L'article 19 répare une omission de la loi du 9 août 2010 sur la Cour pénale internationale, en prévoyant l'inscription des auteurs de crimes contre l'humanité au Fichier national automatisé des empreintes génétiques (FNAEG).

Ces dispositifs couvrent l'ensemble du champ de la protection des droits fondamentaux des victimes de la criminalité, de la lutte contre celle-ci et de la coopération judiciaire et de la procédure pénale.

Je voudrais, pour conclure, préciser l'esprit dans lequel j'ai cherché à travailler en tant que rapporteure de ce projet de loi.

Le sentiment premier, lorsque le Parlement est saisi d'un projet de loi de transposition, est que le législateur a peu de marge de manoeuvre pour modifier le texte qui lui est soumis. Certes, nombre d'éléments des textes européens et internationaux sont contraignants pour le législateur – d'où l'intérêt de la « veille européenne » que nous menons avec Guy Geoffroy pour les textes relevant de la compétence de la commission des Lois –, toutefois, le rapporteur d'un projet de loi tel que celui dont notre Commission est saisie peut jouer un double rôle.

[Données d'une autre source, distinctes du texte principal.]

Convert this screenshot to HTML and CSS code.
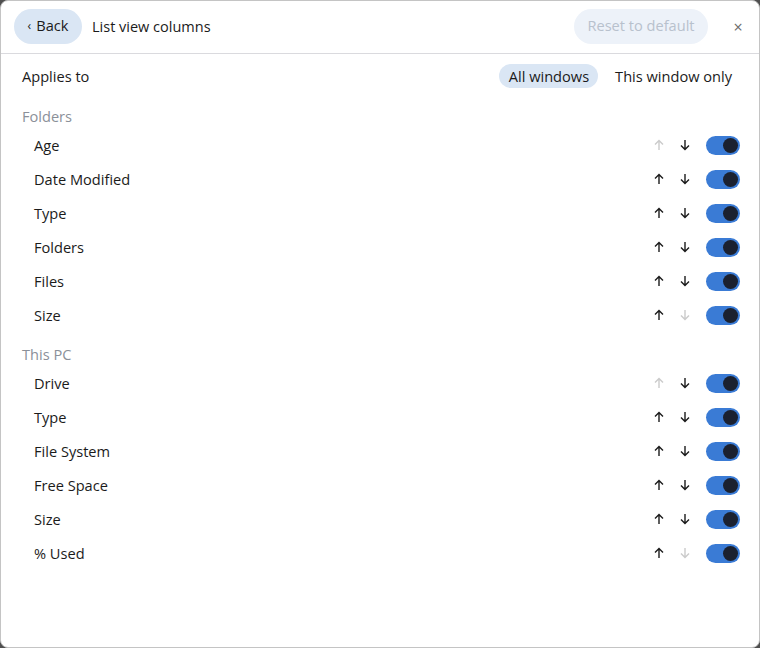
FILE: index.html
```html
<!DOCTYPE html>
<html>
<head>
<meta charset="utf-8">
<link rel="stylesheet" href="styles.css">
</head>
<body>
<div class="window">
  <header class="header">
    <button class="back"><span class="chev">‹</span>Back</button>
    <div class="title">List view columns</div>
    <div class="spacer"></div>
    <button class="reset">Reset to default</button>
    <span class="close">×</span>
  </header>
  <main class="content">
    <div class="applies">
      <span>Applies to</span>
      <div class="seg">
        <span class="seg-btn active">All windows</span>
        <span class="seg-btn">This window only</span>
      </div>
    </div>

    <div class="section-title first">Folders</div>
    <div class="row"><span class="label">Age</span><span class="arrow off"><svg viewBox="0 0 10 12"><path d="M5 11V1.5M1 5.5L5 1.5L9 5.5"/></svg></span><span class="arrow"><svg viewBox="0 0 10 12"><path d="M5 1V10.5M1 6.5L5 10.5L9 6.5"/></svg></span><span class="toggle"><span class="knob"></span></span></div>
    <div class="row"><span class="label">Date Modified</span><span class="arrow"><svg viewBox="0 0 10 12"><path d="M5 11V1.5M1 5.5L5 1.5L9 5.5"/></svg></span><span class="arrow"><svg viewBox="0 0 10 12"><path d="M5 1V10.5M1 6.5L5 10.5L9 6.5"/></svg></span><span class="toggle"><span class="knob"></span></span></div>
    <div class="row"><span class="label">Type</span><span class="arrow"><svg viewBox="0 0 10 12"><path d="M5 11V1.5M1 5.5L5 1.5L9 5.5"/></svg></span><span class="arrow"><svg viewBox="0 0 10 12"><path d="M5 1V10.5M1 6.5L5 10.5L9 6.5"/></svg></span><span class="toggle"><span class="knob"></span></span></div>
    <div class="row"><span class="label">Folders</span><span class="arrow"><svg viewBox="0 0 10 12"><path d="M5 11V1.5M1 5.5L5 1.5L9 5.5"/></svg></span><span class="arrow"><svg viewBox="0 0 10 12"><path d="M5 1V10.5M1 6.5L5 10.5L9 6.5"/></svg></span><span class="toggle"><span class="knob"></span></span></div>
    <div class="row"><span class="label">Files</span><span class="arrow"><svg viewBox="0 0 10 12"><path d="M5 11V1.5M1 5.5L5 1.5L9 5.5"/></svg></span><span class="arrow"><svg viewBox="0 0 10 12"><path d="M5 1V10.5M1 6.5L5 10.5L9 6.5"/></svg></span><span class="toggle"><span class="knob"></span></span></div>
    <div class="row"><span class="label">Size</span><span class="arrow"><svg viewBox="0 0 10 12"><path d="M5 11V1.5M1 5.5L5 1.5L9 5.5"/></svg></span><span class="arrow off"><svg viewBox="0 0 10 12"><path d="M5 1V10.5M1 6.5L5 10.5L9 6.5"/></svg></span><span class="toggle"><span class="knob"></span></span></div>

    <div class="section-title">This PC</div>
    <div class="row"><span class="label">Drive</span><span class="arrow off"><svg viewBox="0 0 10 12"><path d="M5 11V1.5M1 5.5L5 1.5L9 5.5"/></svg></span><span class="arrow"><svg viewBox="0 0 10 12"><path d="M5 1V10.5M1 6.5L5 10.5L9 6.5"/></svg></span><span class="toggle"><span class="knob"></span></span></div>
    <div class="row"><span class="label">Type</span><span class="arrow"><svg viewBox="0 0 10 12"><path d="M5 11V1.5M1 5.5L5 1.5L9 5.5"/></svg></span><span class="arrow"><svg viewBox="0 0 10 12"><path d="M5 1V10.5M1 6.5L5 10.5L9 6.5"/></svg></span><span class="toggle"><span class="knob"></span></span></div>
    <div class="row"><span class="label">File System</span><span class="arrow"><svg viewBox="0 0 10 12"><path d="M5 11V1.5M1 5.5L5 1.5L9 5.5"/></svg></span><span class="arrow"><svg viewBox="0 0 10 12"><path d="M5 1V10.5M1 6.5L5 10.5L9 6.5"/></svg></span><span class="toggle"><span class="knob"></span></span></div>
    <div class="row"><span class="label">Free Space</span><span class="arrow"><svg viewBox="0 0 10 12"><path d="M5 11V1.5M1 5.5L5 1.5L9 5.5"/></svg></span><span class="arrow"><svg viewBox="0 0 10 12"><path d="M5 1V10.5M1 6.5L5 10.5L9 6.5"/></svg></span><span class="toggle"><span class="knob"></span></span></div>
    <div class="row"><span class="label">Size</span><span class="arrow"><svg viewBox="0 0 10 12"><path d="M5 11V1.5M1 5.5L5 1.5L9 5.5"/></svg></span><span class="arrow"><svg viewBox="0 0 10 12"><path d="M5 1V10.5M1 6.5L5 10.5L9 6.5"/></svg></span><span class="toggle"><span class="knob"></span></span></div>
    <div class="row"><span class="label">% Used</span><span class="arrow"><svg viewBox="0 0 10 12"><path d="M5 11V1.5M1 5.5L5 1.5L9 5.5"/></svg></span><span class="arrow off"><svg viewBox="0 0 10 12"><path d="M5 1V10.5M1 6.5L5 10.5L9 6.5"/></svg></span><span class="toggle"><span class="knob"></span></span></div>
  </main>
</div>
</body>
</html>
```
FILE: styles.css
```css
* { box-sizing: border-box; }
html, body { margin: 0; padding: 0; height: 100%; }
body {
  background: #4f4f4f;
  font-family: "Open Sans", "Noto Sans", sans-serif;
  font-size: 14.6px;
  color: #1b1b1b;
}
.window {
  height: 648px;
  width: 760px;
  background: #fff;
  border: 1px solid #c4c4c4;
  border-radius: 8px;
  overflow: hidden;
  display: flex;
  flex-direction: column;
}
.header {
  height: 53px;
  flex: none;
  display: flex;
  align-items: center;
  padding: 0 15px 0 13px;
  border-bottom: 1px solid #dadade;
}
.back {
  height: 35px;
  width: 68px;
  border: none;
  border-radius: 18px;
  background: #dae6f4;
  font: inherit;
  font-size: 14.6px;
  color: #1b1b1b;
  display: flex;
  align-items: center;
  justify-content: center;
  padding: 0 0 2px 0;
  margin-top: -2px;
}
.chev { font-size: 12px; margin-right: 5px; }
.title { margin-left: 10px; font-size: 14.5px; margin-top: -1px; }
.spacer { flex: 1; }
.reset {
  height: 35px;
  width: 134px;
  border: none;
  border-radius: 18px;
  background: #edf2f9;
  color: #b8c1cd;
  font: inherit;
  font-size: 14.6px;
  padding: 0 0 2px 0;
  margin-top: -2px;
}
.close {
  margin-left: 24px;
  color: #6b6b6b;
  font-size: 16px;
  width: 12px;
  text-align: center;
  margin-top: -1px;
}
.content {
  padding: 7px 19px 0 21px;
}
.applies {
  height: 30px;
  display: flex;
  align-items: center;
  justify-content: space-between;
}
.seg { display: flex; gap: 7px; margin-right: -2px; }
.seg-btn {
  height: 24px;
  padding: 0 10px;
  border-radius: 12px;
  display: flex;
  align-items: center;
  padding-bottom: 1px;
}
.seg-btn.active { background: #dae6f4; padding-right: 9px; }
.section-title {
  height: 24px;
  display: flex;
  align-items: center;
  margin-top: 10px;
  color: #8b9099;
}
.section-title.first { margin-top: 13px; }
.row {
  height: 34px;
  display: flex;
  align-items: center;
  padding-left: 12px;
}
.label { flex: 1; }
.arrow {
  width: 26px;
  height: 34px;
  display: flex;
  align-items: center;
  justify-content: center;
}
.arrow svg {
  width: 10px;
  height: 12px;
  fill: none;
  stroke: #1b1b1b;
  stroke-width: 1.4;
}
.arrow.off svg { stroke: #cbcbcb; }
.toggle {
  margin-left: 8px;
  width: 34px;
  height: 19px;
  border-radius: 10px;
  background: #3a7bd5;
  display: flex;
  align-items: center;
  justify-content: flex-end;
  padding-right: 2px;
}
.knob {
  width: 15px;
  height: 15px;
  border-radius: 50%;
  background: #1b2130;
}
```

D'abord, il convient de chercher à s'assurer que la transposition est exhaustive et fidèle, et que le projet de loi n'a pas omis de transposer ou n'a pas mal transposé – ne serait-ce que sur un plan strictement rédactionnel – le texte européen ou international. La majorité des amendements que je proposerai aura ainsi pour objet d'améliorer la qualité et la fidélité de la transposition réalisée par le projet de loi.

Sur l'article 4, par exemple, je vous propose de créer une nouvelle infraction afin de transposer l'obligation de pénaliser l'assistance à un spectacle pornographique impliquant la participation d'un enfant.

Il convient ensuite de chercher à utiliser au mieux les marges de manoeuvre dont dispose le législateur national dans l'exercice de transposition, car ces marges existent et le législateur a encore de nombreux choix politiques à faire lorsqu'il transpose des textes européens ou internationaux.

Nous avons eu pour souci d'évaluer les incidences de la nouvelle législation grâce à de nombreuses auditions préalables en vue de proposer des amendements. Je donnerai ici deux exemples de dispositions pour lesquelles je proposerai des modifications qui, tout en étant pleinement conformes aux textes internationaux à transposer, visent à aménager les choix de transposition proposés par le projet de loi du Gouvernement.

Sur l'article 8 relatif à Eurojust, le texte à transposer laisse trois options possibles concernant les pouvoirs conférés au membre national d'Eurojust d'accomplir certains actes d'investigation. Les pouvoirs prévus peuvent être soit de simples pouvoirs de proposition, soit des pouvoirs décisionnels, sur demande ou autorisation d'une autorité judiciaire compétente, soit même des pouvoirs propres exercés sans demande ni autorisation, en cas d'urgence. Le choix opéré dans le projet de loi est de transposer a minima, c'est-à-dire de ne conférer au membre national qu'un pouvoir de proposition. Il me semble que le parlement français, qui oeuvre activement pour la création d'un parquet européen à partir d'Eurojust, doit être plus ambitieux. Il ne devrait pas retenir l'option minimale lors de la transposition de ce texte. Je vous propose donc d'amender le projet de loi sur ce point, et de retenir l'option intermédiaire, celle qui confère au membre national d'Eurojust un pouvoir décisionnel, sur demande ou autorisation de l'autorité judiciaire compétente.

Sur l'article 9, qui prévoit la possibilité de transférer une personne condamnée à une peine de prison d'un État membre à un autre sans son consentement, ce qui est une innovation très importante, je proposerai une modification consistant à ajouter un cas de refus de ce transfèrement : le cas où il a été porté atteinte aux droits fondamentaux de la personne condamnée, si elle l'a été en raison de son sexe, de sa race, de sa religion, de ses opinions politiques ou encore de son orientation ou identité sexuelle. Ce cas de refus n'est pas expressément prévu par le dispositif de la décision-cadre que transpose l'article 9, mais l'ajout que je propose est autorisé par l'un des considérants de la décision-cadre et totalement conforme à l'esprit de la construction de l'espace pénal européen. Un tel ajout a d'ailleurs déjà été réalisé par plusieurs États membres, dont la France, et accepté par la Commission européenne, en matière de mandat d'arrêt européen.

Je vous signale enfin que l'un de mes amendements vise à tirer les conséquences de l'arrêt du 14 mars dernier par lequel la Cour européenne des droits de l'homme a condamné la France, dans l'affaire Eon c. France, pour violation de l'article 10 de la Convention, garantissant la liberté d'expression. Il abroge, à cette fin, le délit d'offense au chef de l'État.

Pour toutes ces raisons, je vous invite à adopter le projet de loi dont nous sommes saisis, sous réserve des amendements que je vous soumettrai.